*Instruction*
Locate each line holding the string "image" and copy it.

*Listed entries*
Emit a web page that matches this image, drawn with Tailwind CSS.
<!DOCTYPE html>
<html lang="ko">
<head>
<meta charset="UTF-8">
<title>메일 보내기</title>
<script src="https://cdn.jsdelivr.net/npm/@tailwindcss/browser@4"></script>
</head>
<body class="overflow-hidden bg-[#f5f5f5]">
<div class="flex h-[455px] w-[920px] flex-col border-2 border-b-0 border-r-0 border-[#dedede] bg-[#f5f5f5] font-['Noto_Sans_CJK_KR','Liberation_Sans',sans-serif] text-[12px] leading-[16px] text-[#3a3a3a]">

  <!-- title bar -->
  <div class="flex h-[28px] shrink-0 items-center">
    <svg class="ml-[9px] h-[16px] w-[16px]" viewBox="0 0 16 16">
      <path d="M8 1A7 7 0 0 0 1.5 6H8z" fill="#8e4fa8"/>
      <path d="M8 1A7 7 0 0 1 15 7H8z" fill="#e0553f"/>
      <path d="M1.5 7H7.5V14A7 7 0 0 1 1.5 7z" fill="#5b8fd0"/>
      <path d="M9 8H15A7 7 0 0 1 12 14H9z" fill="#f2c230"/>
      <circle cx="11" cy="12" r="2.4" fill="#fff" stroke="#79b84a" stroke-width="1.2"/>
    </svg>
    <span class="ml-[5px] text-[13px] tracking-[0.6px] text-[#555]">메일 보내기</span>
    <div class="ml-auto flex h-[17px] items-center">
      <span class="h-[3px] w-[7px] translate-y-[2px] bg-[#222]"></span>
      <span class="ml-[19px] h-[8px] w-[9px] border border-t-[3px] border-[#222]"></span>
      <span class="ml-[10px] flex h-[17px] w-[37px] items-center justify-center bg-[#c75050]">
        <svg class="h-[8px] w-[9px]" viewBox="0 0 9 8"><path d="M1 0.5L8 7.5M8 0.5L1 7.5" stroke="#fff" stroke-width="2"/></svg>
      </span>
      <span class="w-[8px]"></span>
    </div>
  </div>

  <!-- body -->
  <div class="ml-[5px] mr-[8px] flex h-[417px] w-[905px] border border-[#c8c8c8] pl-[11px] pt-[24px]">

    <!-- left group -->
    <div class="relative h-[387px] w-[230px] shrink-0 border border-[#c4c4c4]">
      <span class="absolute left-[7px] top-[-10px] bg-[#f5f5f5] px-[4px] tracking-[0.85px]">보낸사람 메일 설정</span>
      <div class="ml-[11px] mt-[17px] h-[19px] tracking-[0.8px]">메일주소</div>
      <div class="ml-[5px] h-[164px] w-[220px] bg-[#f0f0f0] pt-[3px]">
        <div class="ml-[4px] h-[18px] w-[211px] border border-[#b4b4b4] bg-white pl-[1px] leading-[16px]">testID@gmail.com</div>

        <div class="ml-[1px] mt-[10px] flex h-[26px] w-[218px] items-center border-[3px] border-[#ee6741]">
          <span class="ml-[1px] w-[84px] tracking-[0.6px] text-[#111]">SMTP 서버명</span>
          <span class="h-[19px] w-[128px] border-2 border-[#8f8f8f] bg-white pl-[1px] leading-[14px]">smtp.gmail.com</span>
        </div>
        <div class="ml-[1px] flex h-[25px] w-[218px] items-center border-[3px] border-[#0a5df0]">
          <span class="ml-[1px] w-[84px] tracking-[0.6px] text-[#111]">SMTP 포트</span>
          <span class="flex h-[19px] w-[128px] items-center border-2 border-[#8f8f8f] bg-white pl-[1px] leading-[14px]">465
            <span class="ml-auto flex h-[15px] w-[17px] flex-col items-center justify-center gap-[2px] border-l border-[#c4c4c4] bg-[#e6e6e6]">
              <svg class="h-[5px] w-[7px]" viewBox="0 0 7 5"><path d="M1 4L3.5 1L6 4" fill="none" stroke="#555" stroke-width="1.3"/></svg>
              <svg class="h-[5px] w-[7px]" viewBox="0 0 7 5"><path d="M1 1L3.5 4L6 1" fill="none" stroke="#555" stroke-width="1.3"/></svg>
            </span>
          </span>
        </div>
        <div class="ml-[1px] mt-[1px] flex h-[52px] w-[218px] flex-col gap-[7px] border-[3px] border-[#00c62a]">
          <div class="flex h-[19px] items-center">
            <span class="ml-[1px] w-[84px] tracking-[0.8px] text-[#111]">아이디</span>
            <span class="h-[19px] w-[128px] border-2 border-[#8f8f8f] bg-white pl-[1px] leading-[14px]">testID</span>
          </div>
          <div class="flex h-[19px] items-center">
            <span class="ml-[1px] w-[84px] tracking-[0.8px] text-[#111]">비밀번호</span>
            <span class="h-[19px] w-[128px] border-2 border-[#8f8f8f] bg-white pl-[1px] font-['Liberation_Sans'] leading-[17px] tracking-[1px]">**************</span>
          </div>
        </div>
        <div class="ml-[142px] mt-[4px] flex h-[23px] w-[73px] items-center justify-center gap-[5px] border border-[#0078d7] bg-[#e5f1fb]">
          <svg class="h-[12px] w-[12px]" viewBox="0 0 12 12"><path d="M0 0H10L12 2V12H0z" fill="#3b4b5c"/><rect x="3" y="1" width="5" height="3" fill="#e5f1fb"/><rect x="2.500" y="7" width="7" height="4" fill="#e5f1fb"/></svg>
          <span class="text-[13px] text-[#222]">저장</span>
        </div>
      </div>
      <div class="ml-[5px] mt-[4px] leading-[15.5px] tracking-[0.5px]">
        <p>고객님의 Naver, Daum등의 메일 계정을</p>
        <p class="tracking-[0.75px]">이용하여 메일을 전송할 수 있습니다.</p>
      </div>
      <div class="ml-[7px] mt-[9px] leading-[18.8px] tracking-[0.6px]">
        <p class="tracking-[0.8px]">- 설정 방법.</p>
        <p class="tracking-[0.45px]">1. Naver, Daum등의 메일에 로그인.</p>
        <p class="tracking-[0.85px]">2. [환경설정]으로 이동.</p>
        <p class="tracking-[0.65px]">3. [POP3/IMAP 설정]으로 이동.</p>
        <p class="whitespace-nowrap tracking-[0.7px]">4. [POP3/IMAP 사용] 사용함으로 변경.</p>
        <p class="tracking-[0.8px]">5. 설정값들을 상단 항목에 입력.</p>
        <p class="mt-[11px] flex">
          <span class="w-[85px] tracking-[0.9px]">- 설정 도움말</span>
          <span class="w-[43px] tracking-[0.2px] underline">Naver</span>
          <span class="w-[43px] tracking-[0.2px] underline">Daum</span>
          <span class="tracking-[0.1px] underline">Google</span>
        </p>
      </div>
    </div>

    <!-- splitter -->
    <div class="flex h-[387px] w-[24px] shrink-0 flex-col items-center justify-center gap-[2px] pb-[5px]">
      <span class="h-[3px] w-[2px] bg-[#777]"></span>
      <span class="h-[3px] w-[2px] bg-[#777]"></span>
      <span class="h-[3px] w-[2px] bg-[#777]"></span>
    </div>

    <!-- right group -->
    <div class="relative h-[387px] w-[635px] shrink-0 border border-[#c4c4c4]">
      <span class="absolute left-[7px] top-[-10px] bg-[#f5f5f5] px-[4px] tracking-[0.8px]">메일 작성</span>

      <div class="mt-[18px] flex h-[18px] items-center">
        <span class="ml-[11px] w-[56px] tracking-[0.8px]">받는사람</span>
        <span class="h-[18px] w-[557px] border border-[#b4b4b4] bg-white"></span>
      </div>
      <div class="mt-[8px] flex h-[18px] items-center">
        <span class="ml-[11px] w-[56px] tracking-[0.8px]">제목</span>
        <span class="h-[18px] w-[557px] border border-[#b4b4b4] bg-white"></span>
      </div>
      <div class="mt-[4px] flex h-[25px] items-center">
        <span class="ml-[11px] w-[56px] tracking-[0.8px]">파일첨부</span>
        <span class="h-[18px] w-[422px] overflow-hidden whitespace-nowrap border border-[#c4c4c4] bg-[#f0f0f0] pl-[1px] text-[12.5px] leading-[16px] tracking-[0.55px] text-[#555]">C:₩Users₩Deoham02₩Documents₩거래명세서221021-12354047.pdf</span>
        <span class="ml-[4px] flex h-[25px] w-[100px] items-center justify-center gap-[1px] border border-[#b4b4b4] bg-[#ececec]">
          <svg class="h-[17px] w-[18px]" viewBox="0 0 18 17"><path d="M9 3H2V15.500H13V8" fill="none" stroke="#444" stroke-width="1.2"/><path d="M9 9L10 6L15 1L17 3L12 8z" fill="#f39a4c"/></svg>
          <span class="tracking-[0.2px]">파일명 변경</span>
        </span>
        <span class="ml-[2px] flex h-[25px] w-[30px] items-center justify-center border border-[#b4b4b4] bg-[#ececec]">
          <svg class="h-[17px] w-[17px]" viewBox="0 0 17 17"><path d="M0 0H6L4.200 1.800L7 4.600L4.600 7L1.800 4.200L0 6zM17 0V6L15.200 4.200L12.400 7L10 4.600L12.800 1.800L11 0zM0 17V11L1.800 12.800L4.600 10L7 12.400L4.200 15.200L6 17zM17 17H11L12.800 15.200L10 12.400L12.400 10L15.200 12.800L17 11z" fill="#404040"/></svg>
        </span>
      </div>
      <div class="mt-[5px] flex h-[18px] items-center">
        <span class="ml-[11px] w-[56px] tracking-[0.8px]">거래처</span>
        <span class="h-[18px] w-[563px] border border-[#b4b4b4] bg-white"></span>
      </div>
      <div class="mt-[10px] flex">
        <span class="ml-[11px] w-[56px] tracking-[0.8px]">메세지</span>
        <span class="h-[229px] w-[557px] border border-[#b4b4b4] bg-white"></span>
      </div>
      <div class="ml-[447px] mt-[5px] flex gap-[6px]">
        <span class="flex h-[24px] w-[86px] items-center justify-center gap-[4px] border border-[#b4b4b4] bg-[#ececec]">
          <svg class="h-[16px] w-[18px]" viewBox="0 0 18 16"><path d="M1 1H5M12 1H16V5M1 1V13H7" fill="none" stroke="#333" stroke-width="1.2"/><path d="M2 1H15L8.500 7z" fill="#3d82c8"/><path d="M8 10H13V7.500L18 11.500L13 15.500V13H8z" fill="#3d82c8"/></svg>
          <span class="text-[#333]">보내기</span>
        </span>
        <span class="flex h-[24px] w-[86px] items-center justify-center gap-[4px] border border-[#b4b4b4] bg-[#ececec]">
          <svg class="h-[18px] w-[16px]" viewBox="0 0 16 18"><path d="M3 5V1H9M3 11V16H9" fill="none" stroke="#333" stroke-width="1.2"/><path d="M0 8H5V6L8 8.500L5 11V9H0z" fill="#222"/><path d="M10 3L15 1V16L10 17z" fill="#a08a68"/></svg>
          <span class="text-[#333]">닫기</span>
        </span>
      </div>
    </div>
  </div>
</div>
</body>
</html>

---

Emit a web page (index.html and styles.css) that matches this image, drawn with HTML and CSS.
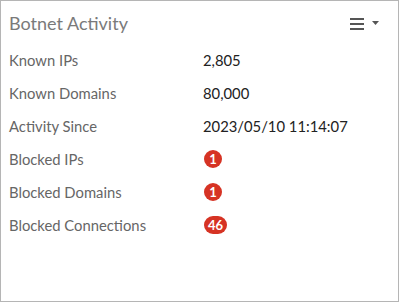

*Final answer*
Emit a web page that matches this image, drawn with Tailwind CSS.
Emit a web page (index.html and styles.css) that matches this image, drawn with HTML and CSS.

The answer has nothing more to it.